Secara ekonomi, merawat sapi karapan dengan minuman bir dan telur madu, tak sebanding dengan hadiahnya yang cuma Rp 5 juta masih tekor. Untuk sebuah kepuasan, kebanggaan, dan kehormatan, panitia tak merasa eman menyewa miliaran rupiah pada Mata Elang Production untuk pembukaan PON.
Demi kemegahan pula, tata upacara pembukaan dan penutupan PON XV Sidoarjo ini dikombinasikan dengan nomor-nomor hiburan bertabur bintang. Semua berlangsung marak, megah, glamor dan spektakuler.
Meski masih menjadi polemik, upacara formal yang dikawinkan dengan seni hiburan ini merupakan sebuah hasil modifikasi dari sebuah industri olahraga sebagai sebuah entertainment.

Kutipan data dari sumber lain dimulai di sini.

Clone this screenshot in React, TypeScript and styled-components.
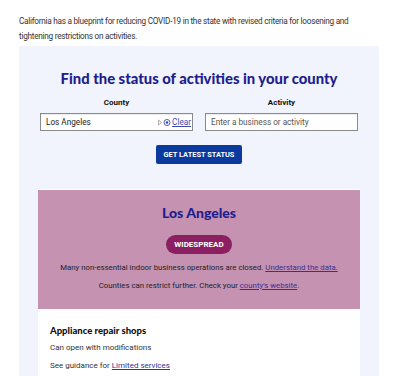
import React from "react";
import styled, { createGlobalStyle } from "styled-components";

const GlobalStyle = createGlobalStyle`
  body {
    margin: 0;
    background: #fff;
    font-family: Roboto, "Liberation Sans", Arial, sans-serif;
    color: #222;
  }
`;

const Page = styled.div`
  width: 400px;
  padding: 14px 21px 0 19px;
  box-sizing: border-box;
`;

const Intro = styled.p`
  margin: 0 0 2px;
  font-size: 8.2px;
  letter-spacing: -0.25px;
  line-height: 15px;
  color: #333;
`;

const Panel = styled.section`
  background: #f1f4fc;
  padding: 22px 0 0;
  display: flex;
  flex-direction: column;
  align-items: center;
`;

const Title = styled.h2`
  margin: 0;
  font-family: Lato, "Liberation Sans", sans-serif;
  font-weight: 900;
  font-size: 14.8px;
  line-height: 20px;
  color: #1d1d8e;
`;

const Form = styled.div`
  align-self: stretch;
  display: grid;
  grid-template-columns: 1fr 1fr;
  gap: 0 12px;
  padding: 0 21px;
  margin-top: 9px;
`;

const Field = styled.label`
  display: flex;
  flex-direction: column;
  align-items: stretch;
`;

const Label = styled.span`
  font-size: 8px;
  font-weight: 700;
  line-height: 12px;
  text-align: center;
  color: #111;
  margin-bottom: 4px;
`;

const InputBox = styled.div<{ $placeholder?: boolean }>`
  height: 18px;
  box-sizing: border-box;
  border: 1px solid #8a8a8a;
  box-shadow: inset 0 1px 1px rgba(0, 0, 0, 0.08);
  background: #fff;
  display: flex;
  align-items: center;
  padding: 0 1px 0 5px;
  font-size: 8.2px;
  color: ${(p) => (p.$placeholder ? "#555" : "#222")};
`;

const Value = styled.span`
  flex: 1;
`;

const ClearArea = styled.span`
  display: flex;
  align-items: center;
  gap: 1px;
  color: #3a49b0;
`;

const ClearLink = styled.a`
  color: #3a49b0;
  text-decoration: underline;
  font-size: 8.2px;
`;

const Button = styled.button`
  margin-top: 14px;
  height: 19px;
  width: 86px;
  border: none;
  border-radius: 2px;
  background: #0a3a9e;
  color: #fff;
  font-family: Roboto, "Liberation Sans", sans-serif;
  font-weight: 700;
  font-size: 7.4px;
  padding: 0;
`;

const Card = styled.div`
  align-self: stretch;
  margin: 25px 19px 0;
  background: #fff;
`;

const Status = styled.div`
  background: #c692b2;
  border-top: 1px solid #fff;
  padding: 14px 10px 17px;
  display: flex;
  flex-direction: column;
  align-items: center;
`;

const County = styled.h3`
  margin: 0;
  font-family: Lato, "Liberation Sans", sans-serif;
  font-weight: 900;
  font-size: 14px;
  line-height: 18px;
  color: #1d1d8e;
`;

const Badge = styled.span`
  margin-top: 13px;
  height: 19px;
  width: 66px;
  border-radius: 10px;
  background: #8b1f62;
  color: #fff;
  font-weight: 700;
  font-size: 8px;
  display: flex;
  align-items: center;
  justify-content: center;
`;

const StatusText = styled.p<{ $gap: number }>`
  margin: ${(p) => p.$gap}px 0 0;
  font-size: 7.8px;
  line-height: 12px;
  color: #222;
  text-align: center;
`;

const Link = styled.a`
  color: #3b2f95;
  text-decoration: underline;
`;

const Details = styled.div`
  padding: 15px 12px 20px;
`;

const Activity = styled.h4`
  margin: 0;
  font-family: Lato, "Liberation Sans", sans-serif;
  font-weight: 900;
  font-size: 9.5px;
  line-height: 13px;
  color: #111;
`;

const DetailText = styled.p<{ $gap: number }>`
  margin: ${(p) => p.$gap}px 0 0;
  font-size: 8px;
  line-height: 12px;
  color: #333;
`;

const ClearIcons = () => (
  <svg width="13" height="7" viewBox="0 0 13 7">
    <path d="M0.5 1 L3.5 3.5 L0.5 6 Z" fill="none" stroke="#999" strokeWidth="0.8" />
    <circle cx="9" cy="3.5" r="3" fill="none" stroke="#3a49b0" strokeWidth="0.9" />
    <circle cx="9" cy="3.5" r="1.3" fill="#3a49b0" />
  </svg>
);

export default function App() {
  return (
    <Page>
      <GlobalStyle />
      <Intro>
        California has a blueprint for reducing COVID-19 in the state with revised criteria for loosening and
        tightening restrictions on activities.
      </Intro>
      <Panel>
        <Title>Find the status of activities in your county</Title>
        <Form>
          <Field>
            <Label>County</Label>
            <InputBox>
              <Value>Los Angeles</Value>
              <ClearArea>
                <ClearIcons />
                <ClearLink>Clear</ClearLink>
              </ClearArea>
            </InputBox>
          </Field>
          <Field>
            <Label>Activity</Label>
            <InputBox $placeholder>
              <Value>Enter a business or activity</Value>
            </InputBox>
          </Field>
        </Form>
        <Button>GET LATEST STATUS</Button>
        <Card>
          <Status>
            <County>Los Angeles</County>
            <Badge>WIDESPREAD</Badge>
            <StatusText $gap={8}>
              Many non-essential indoor business operations are closed. <Link>Understand the data.</Link>
            </StatusText>
            <StatusText $gap={6}>
              Counties can restrict further. Check your <Link>county's website</Link>.
            </StatusText>
          </Status>
          <Details>
            <Activity>Appliance repair shops</Activity>
            <DetailText $gap={5}>Can open with modifications</DetailText>
            <DetailText $gap={6}>
              See guidance for <Link>Limited services</Link>
            </DetailText>
          </Details>
        </Card>
      </Panel>
    </Page>
  );
}
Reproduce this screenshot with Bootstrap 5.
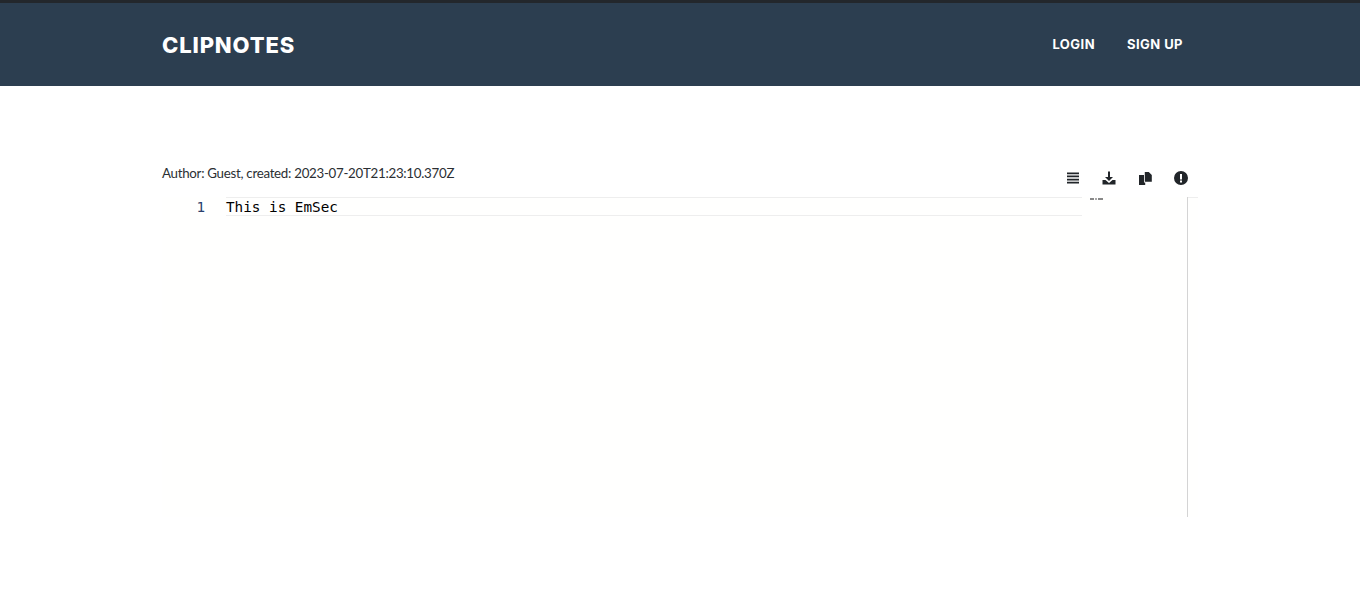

Suasana bangsa yang sedang dilanda prihatin, kata Guruh Soekarnoputro, tak harus membuat penyelenggaraan PON XV 2000 di Sidoarjo ini diwarnai kedukaan. Justru dalam situasi ekonomi dan politik yang dilanda krisis ini, katanya, kita ingin menunjukkan bahwa kita bisa dan mampu menyelenggarakan even olahraga dan budaya secara nasional. Bahkan berlangsung megah dan serba glamor. (R.M. Yunani Prawiranegara)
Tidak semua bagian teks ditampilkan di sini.